PROVIDED DATA.
* Begin *

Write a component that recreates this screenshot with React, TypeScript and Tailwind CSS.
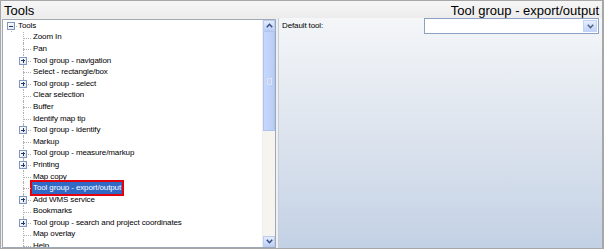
import type { ReactNode } from 'react';

type Node = { label: string; group?: boolean; selected?: boolean };

const ITEMS: Node[] = [
  { label: 'Zoom In' },
  { label: 'Pan' },
  { label: 'Tool group - navigation', group: true },
  { label: 'Select - rectangle/box' },
  { label: 'Tool group - select', group: true },
  { label: 'Clear selection' },
  { label: 'Buffer' },
  { label: 'Identify map tip' },
  { label: 'Tool group - identify', group: true },
  { label: 'Markup' },
  { label: 'Tool group - measure/markup', group: true },
  { label: 'Printing', group: true },
  { label: 'Map copy' },
  { label: 'Tool group - export/output', selected: true },
  { label: 'Add WMS service', group: true },
  { label: 'Bookmarks' },
  { label: 'Tool group - search and project coordinates', group: true },
  { label: 'Map overlay' },
  { label: 'Help' },
];

function ExpandBox({ open }: { open?: boolean }) {
  return (
    <span className="absolute left-[4px] top-[2px] w-[8px] h-[8px] border border-[#7f97bd] bg-gradient-to-br from-white to-[#dfe4ec] flex items-center justify-center">
      <span className="relative w-[4px] h-[4px]">
        <span className="absolute left-0 top-[1.5px] w-[4px] h-[1px] bg-[#1f3a6b]" />
        {!open && <span className="absolute top-0 left-[1.5px] h-[4px] w-[1px] bg-[#1f3a6b]" />}
      </span>
    </span>
  );
}

function Row({ node }: { node: Node }) {
  return (
    <div className="flex h-[11.6px] items-center">
      <span className="relative w-[16px] h-full ml-[12px] shrink-0">
        <span className="absolute left-[8px] top-0 h-full border-l border-dotted border-[#b0b0b0]" />
        <span className="absolute left-[8px] top-[6px] w-[8px] border-t border-dotted border-[#b0b0b0]" />
        {node.group && <ExpandBox />}
      </span>
      <span
        className={
          node.selected
            ? 'ml-[1px] px-[1px] h-[12px] leading-[12px] bg-[#316ac5] text-white outline-2 outline-[#e4000f]'
            : 'ml-[1px] px-[1px] leading-[12px]'
        }
      >
        {node.label}
      </span>
    </div>
  );
}

function ScrollButton({ children }: { children: ReactNode }) {
  return (
    <div className="h-[11px] border border-[#b9cdf3] bg-gradient-to-b from-[#e3ecfd] to-[#bcd0f7] flex items-center justify-center text-[#3b4f84]">
      {children}
    </div>
  );
}

function Chevron({ up }: { up?: boolean }) {
  return (
    <svg width="7" height="5" viewBox="0 0 7 5">
      <path d={up ? 'M0.8 4.2 L3.5 1.3 L6.2 4.2' : 'M0.8 0.8 L3.5 3.7 L6.2 0.8'} fill="none" stroke="currentColor" strokeWidth="1.6" />
    </svg>
  );
}

export default function App() {
  return (
    <div className="w-[604px] h-[249px] overflow-hidden flex flex-col bg-[#f0f0f0] border-t border-l border-r-2 border-b border-[#a7a7a7] font-['Liberation_Sans',Arial,sans-serif] text-black">
      <div className="h-[17px] flex items-end justify-between px-[3px] text-[13px] leading-[15px] bg-gradient-to-b from-[#f6f6f6] to-[#ececec]">
        <span>Tools</span>
        <span>Tool group - export/output</span>
      </div>
      <div className="flex flex-1 min-h-0">
        <div className="w-[274px] ml-[1px] mt-[1px] border border-[#9fa8b5] bg-white flex">
          <div className="flex-1 overflow-hidden text-[8px] tracking-[-0.12px]">
            <div className="flex h-[11.6px] items-center">
              <span className="relative w-[16px] h-full shrink-0">
                <span className="absolute left-[8px] top-[6px] h-[6px] border-l border-dotted border-[#b0b0b0]" />
                <span className="absolute left-[8px] top-[6px] w-[6px] border-t border-dotted border-[#b0b0b0]" />
                <ExpandBox open />
              </span>
              <span className="ml-[-1px] leading-[12px]">Tools</span>
            </div>
            {ITEMS.map((n) => (
              <Row key={n.label} node={n} />
            ))}
          </div>
          <div className="w-[13px] flex flex-col bg-[#f5f4ee] border-l border-[#eeeeee]">
            <ScrollButton>
              <Chevron up />
            </ScrollButton>
            <div className="h-[100px] border border-[#aec3ef] bg-gradient-to-r from-[#c7d8fb] to-[#b8cdf6] flex items-center justify-center">
              <div className="w-[5px] h-[7px] border border-[#d9e4fb] bg-[#c2d3f7]" />
            </div>
            <div className="flex-1" />
            <ScrollButton>
              <Chevron />
            </ScrollButton>
          </div>
        </div>
        <div className="flex-1 ml-[2px] border-l border-[#c5cfdc] bg-gradient-to-b from-[#f4f6f8] via-[#dde4ee] to-[#c3d1e5] flex items-start">
          <span className="ml-[3px] mt-[3px] text-[8px] tracking-[-0.12px] leading-[10px]">Default tool:</span>
          <div className="ml-auto mr-[3px] w-[175px] h-[16px] border border-[#8ba2c4] bg-white flex justify-end">
            <div className="w-[14px] m-[1px] border border-[#c3d3f5] bg-gradient-to-b from-[#e6eefd] to-[#c3d4f7] flex items-center justify-center text-[#4d6185]">
              <Chevron />
            </div>
          </div>
        </div>
      </div>
    </div>
  );
}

* End *

SET PROBLEM. Pictures are excluded: retype only the lines from the beginning of the listing above through the line with "string; group?: boolean;", both included.

SOLUTION TO THIS TASK.
Write a component that recreates this screenshot with React, TypeScript and Tailwind CSS.
import type { ReactNode } from 'react';

type Node = { label: string; group?: boolean; selected?: boolean };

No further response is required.